The below list of judges below includes individuals from the environmental, agricultural and community sector, reflecting the importance of the economic, social and environmental dimensions of farming sustainably.
Here are the judges so far….
Adam Woods is the Beef Editor for the Irish Farmers Journal.
Aine Macken Walsh
Áine Macken-Walsh is a Senior Research Officer at Teagasc’s Rural Economy and Development Programme (REDP). She is a sociologist and works in transdisciplinary contexts, addressing societal challenges relating to themes such as gender, animal health, and the bioeconomy. Áine’s research has focused on social sustainability issues over the past ten years, paying particular attention to relational sustainability issues within families and communities. Her research has highlighted that integral to social sustainability are relationships between people of different gender, age and skill; and between people and land and animals. She recently designed a methodology to identify ‘good practices’ across the EU in the achievement of sustainable food value chains.
Andy works in the Scientific Unit of the National Parks and Wildlife Service and has a particular interest in the potential of farming to enhance biodiversity in an Irish setting. He has had an active involvement in the commonage framework planning process, the NPWS farm plan scheme, BurrenLIFE and successor programmes, AranLIFE, RBAPS and INTERREG VA and he is an advocate of approaches to incentivise farmers to improve the status of habitats and species.
From a farming background in Co. Waterford, Brendan has spent the past 20 years living and working in the Burren region. He led the award-winning BurrenLIFE Project (2005-2010), its successor, the pioneering ‘Burren Farming for Conservation Programme’ (2010-2015) and currently manages the new ‘Burren Programme’. Along with his late wife Ann O’Connor, Brendan co-founded Burrenbeo Teo and is secretary of its successor, the Burrenbeo Trust, Ireland’s only landscape-based charity which delivers an extensive annual programme of place-based learning initiatives.

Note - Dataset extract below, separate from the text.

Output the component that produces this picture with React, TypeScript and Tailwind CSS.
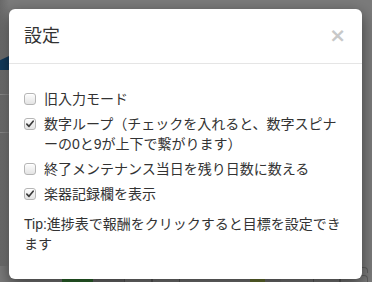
function Check({ checked }: { checked?: boolean }) {
  return (
    <span className="absolute left-0 top-[4px] flex h-[12px] w-[12px] items-center justify-center rounded-[3px] border border-[#b5b5b5] bg-gradient-to-b from-[#fdfdfd] to-[#e4e4e4] shadow-[inset_0_1px_0_#fff]">
      {checked && (
        <svg viewBox="0 0 12 12" className="h-[10px] w-[10px]">
          <path d="M2.2 6.2 L4.8 8.8 L9.8 2.6" fill="none" stroke="#3a3a3a" strokeWidth="2" strokeLinecap="round" strokeLinejoin="round" />
        </svg>
      )}
    </span>
  );
}

function Option({ label, checked }: { label: string; checked?: boolean }) {
  return (
    <label className="relative block pl-[20px] leading-[20px]">
      <Check checked={checked} />
      {label}
    </label>
  );
}

export default function App() {
  return (
    <div className="relative h-[282px] w-[372px] overflow-hidden bg-[#7b7b7b] font-['Liberation_Sans','Noto_Sans_CJK_JP',sans-serif] text-[14px] text-[#333]">
      {/* page under the backdrop */}
      <div className="flex h-full flex-col">
        <div className="flex flex-1">
          <div className="flex w-[9px] flex-col bg-gradient-to-r from-[#6a6a6a] to-[#7b7b7b]">
            <div className="h-[56px]" />
            <div className="h-[14px] bg-[#123a5c] [clip-path:polygon(0_30%,100%_0,100%_100%,0_100%)]" />
            <div className="h-[24px]" />
            <div className="h-px bg-[#8a8a8a]" />
            <div className="h-[37px]" />
            <div className="h-px bg-[#8a8a8a]" />
          </div>
        </div>
        <div className="flex h-[7px] items-end">
          <div className="ml-[62px] h-[6px] w-[48px] bg-[#0f4a2c]" />
          <div className="ml-[14px] h-[6px] w-[28px] rounded-t-[4px] border border-b-0 border-[#5e5e5e]" />
          <div className="h-[6px] w-[28px] rounded-t-[4px] border border-b-0 border-[#5e5e5e]" />
          <div className="ml-[70px] h-[6px] w-[31px] bg-[#1f5a1f]" />
          <div className="ml-[32px] h-[6px] w-[27px] rounded-t-[4px] border border-b-0 border-[#5e5e5e]" />
          <div className="h-[6px] w-[28px] rounded-t-[4px] border border-b-0 border-[#5e5e5e]" />
        </div>
        <div className="mt-[2px] flex h-[7px]">
          <div className="ml-[62px] h-full w-[31px] bg-[#2f6e2f]" />
          <div className="h-full w-[31px] bg-[#717171]" />
          <div className="h-full w-[28px] rounded-t-[4px] border border-b-0 border-[#5e5e5e]" />
          <div className="h-full w-[28px] rounded-t-[4px] border border-b-0 border-[#5e5e5e]" />
          <div className="ml-[70px] h-full w-[15px] bg-[#6e7a34]" />
          <div className="h-full w-[16px] bg-[#777]" />
          <div className="ml-[32px] h-full w-[27px] rounded-t-[4px] border border-b-0 border-[#5e5e5e]" />
          <div className="h-full w-[28px] rounded-t-[4px] border border-b-0 border-[#5e5e5e]" />
        </div>
      </div>

      {/* modal */}
      <div className="absolute left-[9px] top-[9px] w-[353px] rounded-[6px] bg-white shadow-[0_5px_15px_rgba(0,0,0,0.5)]">
        <div className="flex items-start justify-between border-b border-[#e5e5e5] p-[15px] pb-[14px]">
          <h4 className="text-[18px] leading-[25px]">設定</h4>
          <button className="mr-[1px] mt-[1px] font-['DejaVu_Sans',sans-serif] text-[20px] font-bold leading-[21px] text-[#c8c8c8]">×</button>
        </div>
        <div className="p-[15px]">
          <div className="my-[10px] flex flex-col gap-[5px]">
            <Option label="旧入力モード" />
            <Option label="数字ループ（チェックを入れると、数字スピナーの0と9が上下で繋がります）" checked />
            <Option label="終了メンテナンス当日を残り日数に数える" />
            <Option label="楽器記録欄を表示" checked />
          </div>
          <p className="mb-[10px] leading-[20px]">Tip:進捗表で報酬をクリックすると目標を設定できます</p>
        </div>
      </div>
    </div>
  );
}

Brendan is a former board member of the Heritage Council, a former member of the EPA Advisory Committee and a former Director of the European Forum on Nature Conservation and Pastoralism. He is an Ashoka Fellow for Ireland.
James is a lecturer in Biology and Ecology at Galway Mayo Institute of Technology. His research and outreach work concentrates on sustainable agricultural systems specialising in High Nature Value farming. He leads a number of projects in this area at GMIT and IT Sligo. He is particularly interested in the potential of a HNV farmland network where innovative local communities can work in partnership to realise a sustainable future for their area. He is a member of the National Biodiversity Forum and the National Rural Network sub-committee on Biodiversity, Environmental Challenges and LIFE Programmes.
John is a Research Officer in farmland ecology and biodiversity with Teagasc. His research interests include farmland ecology, sustainable agriculture, multispecies mixtures, and High Nature Value farming systems. His current projects are: Identifying the Distribution and Extent of Agricultural Land of High Nature Value; Development and application of a farm-scale indicator for farmland biodiversity; Spatial distribution of rare Irish flora; Can multi-species agronomic grassland mixtures mitigate the effects of extreme climate events?; Agri-Food Graduate Development Programme; and the Biodiversity Working Group.
Liam has been the Director of the National Biodiversity Data Centre since 2006. The Data Centre manages data and information on Ireland’s biological diversity and tracks how biodiversity is changing. Liam was previously employed as Wildlife Officer with the Heritage Council, during which time he worked on providing advice on agriculture, forestry and landuse policy and its impacts on the natural heritage. Prior to that he served as Park Ranger for the Burren and Connemara National Parks. He is a Trustee of The Vincent Wildlife Trust and Head of Delegation for Ireland to the Global Biodiversity Information Facility.
Maura is currently a full time lecturer in the School of Geography and Archaeology in NUI Galway. Maura’s teaching reflects her research specialism which revolves around Rural and Agricultural Geography and her interests focus around processes of social, cultural and economic change for rural inhabitants. Dr Farrell successfully led NUI Galway’s bid to run Ireland’s National Rural Network in conjunction with three other national partners. The National Rural Network is highly significant as the Department of Agriculture’s dissemination ‘vehicle’ for the national Rural Development Programme for 2014-2020. Dr Farrell also holds appointments by the Minister for Rural and Community Development to the Monitoring Committee for the Action Plan for Rural Development and by DG-AGRI to an evaluation and reflection group for the LEADER Programme. Maura was also appointed as evaluator by the Department of Agriculture, Food and Marine for the European Innovation Partnership for Agriculture.
Michael is a first and foremost a farmer. His family have farmed his piece of land for hundreds of years. Michael was instrumental in aiding the Burren farming for conservation project to start up. Michael is the chairman of the local Irish Farmer’s Association. He is on the steering committee of the Burren Life Project and is a Director of the Burrenbeo Trust.
Michael Maloney is the Director of Bord Bia’s Origin Green Programme.